Stopping smoking is no easy task; there are so many triggers, and not being able to smoke while having a drink just seems depressing. Especially beer, and whiskey. So instead, I decided to move to wine, particularly as wine and cigarettes never paired well for me, so there was no association.

I can attest, Hemingway was on to something. A week or so without a smoke and the taste buds started coming back to life, opening up a new galaxy in that glass of wine.

Of course, this upped the ante: no more shopping on the bottom shelf. Plus, the money saved not buying smokes could be invested in the better stuff. It was thus I came to look up and bring home a bottle of L’Avenir Stellenbosch Classic.  I could now afford (or at least rationalise) spending the R154, and it had a sticker on it that said it won a gold medal somewhere.

Whoever was handing out the awards knew what they were tasting, and probably never inhaled even a half-gram of any combustible material in their life.

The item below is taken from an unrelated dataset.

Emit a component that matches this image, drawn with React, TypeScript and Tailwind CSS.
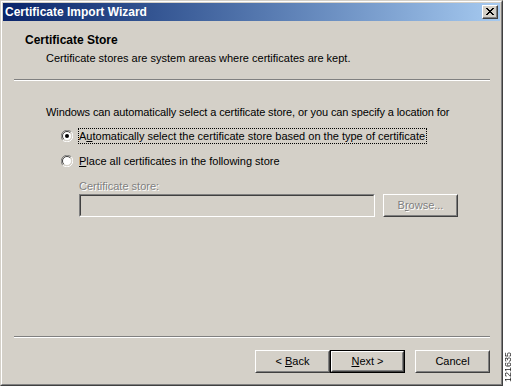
import React from "react";

const font = { fontFamily: '"Liberation Sans", Arial, sans-serif' };

function Radio({ checked }: { checked: boolean }) {
  return (
    <svg width="12" height="12" viewBox="0 0 12 12" className="shrink-0">
      <path d="M10.24 1.76 A6 6 0 0 0 1.76 10.24" fill="none" stroke="#808080" strokeWidth="1" />
      <path d="M1.76 10.24 A6 6 0 0 0 10.24 1.76" fill="none" stroke="#ffffff" strokeWidth="1" />
      <circle cx="6" cy="6" r="4.5" fill="#ffffff" />
      <path d="M9.2 2.8 A4.5 4.5 0 0 0 2.8 9.2" fill="none" stroke="#404040" strokeWidth="1" />
      <path d="M2.8 9.2 A4.5 4.5 0 0 0 9.2 2.8" fill="none" stroke="#d4d0c8" strokeWidth="1" />
      {checked && <circle cx="6" cy="6" r="2" fill="#000000" />}
    </svg>
  );
}

function Button({
  children,
  isDefault,
  disabled,
}: {
  children: React.ReactNode;
  isDefault?: boolean;
  disabled?: boolean;
}) {
  const inner = (
    <div className="flex-1 flex border-t border-l border-t-white border-l-white border-r border-b border-r-[#404040] border-b-[#404040]">
      <div className="flex-1 flex items-center justify-center border-t border-l border-t-[#d4d0c8] border-l-[#d4d0c8] border-r border-b border-r-[#808080] border-b-[#808080]">
        <span
          className={
            "text-[11px] leading-[13px] " +
            (disabled ? "text-[#808080] [text-shadow:1px_1px_0_#ffffff]" : "text-black")
          }
        >
          {children}
        </span>
      </div>
    </div>
  );
  if (isDefault) {
    return <div className="w-[75px] h-[23px] flex border border-black">{inner}</div>;
  }
  return <div className="w-[75px] h-[23px] flex">{inner}</div>;
}

function Separator() {
  return <div className="ml-[11px] mr-[10px] h-[2px] border-t border-t-[#808080] border-b border-b-white" />;
}

export default function App() {
  return (
    <div className="w-[514px] h-[386px] flex bg-white overflow-hidden" style={font}>
      <div className="w-[503px] h-[386px] flex border border-t-[#d4d0c8] border-l-[#d4d0c8] border-r-[#404040] border-b-[#404040]">
        <div className="flex-1 flex border border-t-white border-l-white border-r-[#808080] border-b-[#808080] bg-[#d4d0c8] p-[1px]">
          <div className="flex-1 flex flex-col">
            {/* Title bar */}
            <div className="h-[18px] flex items-center justify-between pl-[2px] pr-[2px] bg-gradient-to-r from-[#0a246a] to-[#a6caf0]">
              <span className="text-white font-bold text-[12px] leading-[14px]">Certificate Import Wizard</span>
              <div className="w-[16px] h-[14px] flex border-t border-l border-t-white border-l-white border-r border-b border-r-[#404040] border-b-[#404040] bg-[#d4d0c8]">
                <div className="flex-1 flex items-center justify-center border-r border-b border-r-[#808080] border-b-[#808080]">
                  <svg width="8" height="7" viewBox="0 0 8 7" shapeRendering="crispEdges">
                    <path d="M0 0h2v1H0zM6 0h2v1H6zM1 1h2v1H1zM5 1h2v1H5zM2 2h4v1H2zM3 3h2v1H3zM2 4h4v1H2zM1 5h2v1H1zM5 5h2v1H5zM0 6h2v1H0zM6 6h2v1H6z" fill="#000" />
                  </svg>
                </div>
              </div>
            </div>

            {/* Header */}
            <div className="pt-[12px] flex flex-col">
              <div className="pl-[22px] h-[14px] leading-[14px] text-[12px] font-bold text-black">Certificate Store</div>
              <div className="pl-[43px] mt-[5px] h-[13px] leading-[13px] text-[11px] text-black">
                Certificate stores are system areas where certificates are kept.
              </div>
            </div>
            <div className="mt-[14px]">
              <Separator />
            </div>

            {/* Body */}
            <div className="flex flex-col">
              <div className="pl-[43px] mt-[25px] h-[13px] leading-[13px] text-[11px] tracking-[-0.1px] text-black whitespace-nowrap">
                Windows can automatically select a certificate store, or you can specify a location for
              </div>
              <div className="mt-[9px] h-[16px] pl-[58px] flex items-center gap-[5px]">
                <Radio checked />
                <span className="border border-dotted border-black h-[16px] leading-[14px] text-[11px] text-black pr-[1px]">
                  A<span className="underline">u</span>tomatically select the certificate store based on the type of certificate
                </span>
              </div>
              <div className="mt-[9px] h-[16px] pl-[58px] flex items-center gap-[6px]">
                <Radio checked={false} />
                <span className="leading-[14px] text-[11px] text-black">
                  <span className="underline">P</span>lace all certificates in the following store
                </span>
              </div>
              <div className="pl-[76px] mt-[11px] h-[13px] leading-[13px] text-[11px] text-[#808080] [text-shadow:1px_1px_0_#ffffff]">
                Certificate store:
              </div>
              <div className="pl-[76px] mt-[1px] flex items-start gap-[8px]">
                <div className="w-[296px] h-[23px] flex border border-t-[#808080] border-l-[#808080] border-r-white border-b-white">
                  <div className="flex-1 border border-t-[#404040] border-l-[#404040] border-r-[#d4d0c8] border-b-[#d4d0c8] bg-[#d4d0c8]" />
                </div>
                <Button disabled>
                  B<span className="underline">r</span>owse...
                </Button>
              </div>
            </div>

            <div className="flex-1" />

            {/* Footer */}
            <Separator />
            <div className="mt-[12px] mb-[10px] pr-[10px] flex justify-end">
              <Button>
                &lt; <span className="underline">B</span>ack
              </Button>
              <div className="ml-[0px]">
                <Button isDefault>
                  <span className="underline">N</span>ext &gt;
                </Button>
              </div>
              <div className="ml-[10px]">
                <Button>Cancel</Button>
              </div>
            </div>
          </div>
        </div>
      </div>
      <div className="flex-1 flex flex-col justify-end items-center pb-[4px]">
        <span className="[writing-mode:vertical-rl] rotate-180 text-[9px] leading-[9px] text-[#222]" style={font}>
          121635
        </span>
      </div>
    </div>
  );
}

Although I have appreciated wine in theory, my smoke-addled palate has never been able to detect the myriad flavours that lie within the grape, and they probably have a lot of recovery and training ahead of them before I can swirl a sip around and proclaim there’s a hint of roasted almond and a smidgen of cayenne pepper in the mouth. However, with a bit of a nudge, the flavours become recognisable, and I agree with the tasting notes on the L’Avenir website that say the palate offers “seductive notes of red and dark fruit and a hint of cinnamon and nutmeg”.

The notes on the bouquet are even more accurate: “Attractive notes of blackberries, plums and cherries, complemented by earthy and savoury notes with a hint of sweet spice.” Certainly, I vouch for the blackberry and plum, and that this is a sophisticated wine with “a lingering finish”.

Each vintage is slightly different, of course, and we were lucky enough to pluck out a 2019 bottle. I’ve since noticed that it is mostly the 2020 vintage you’ll find in the shops, but I believe it’ll be just as good.

Apparently winemaker Dirk Coetzee was mentored by Stellenbosch’s “Pope of Pinotage”, Francois Naudé, and aims to make L’Avenir the leader in Stellies Pinotage, so we’ve got our eye on that.

To clean lungs and rejuvenated papillae.

Our monthly wine columnist, Sadé Allcock, was unfortunately not able to get away from pressing work arrangements involving multi-million-rand wedding events for Anne Mann Celebrates, which is why you have this old smoke-addled writer standing in.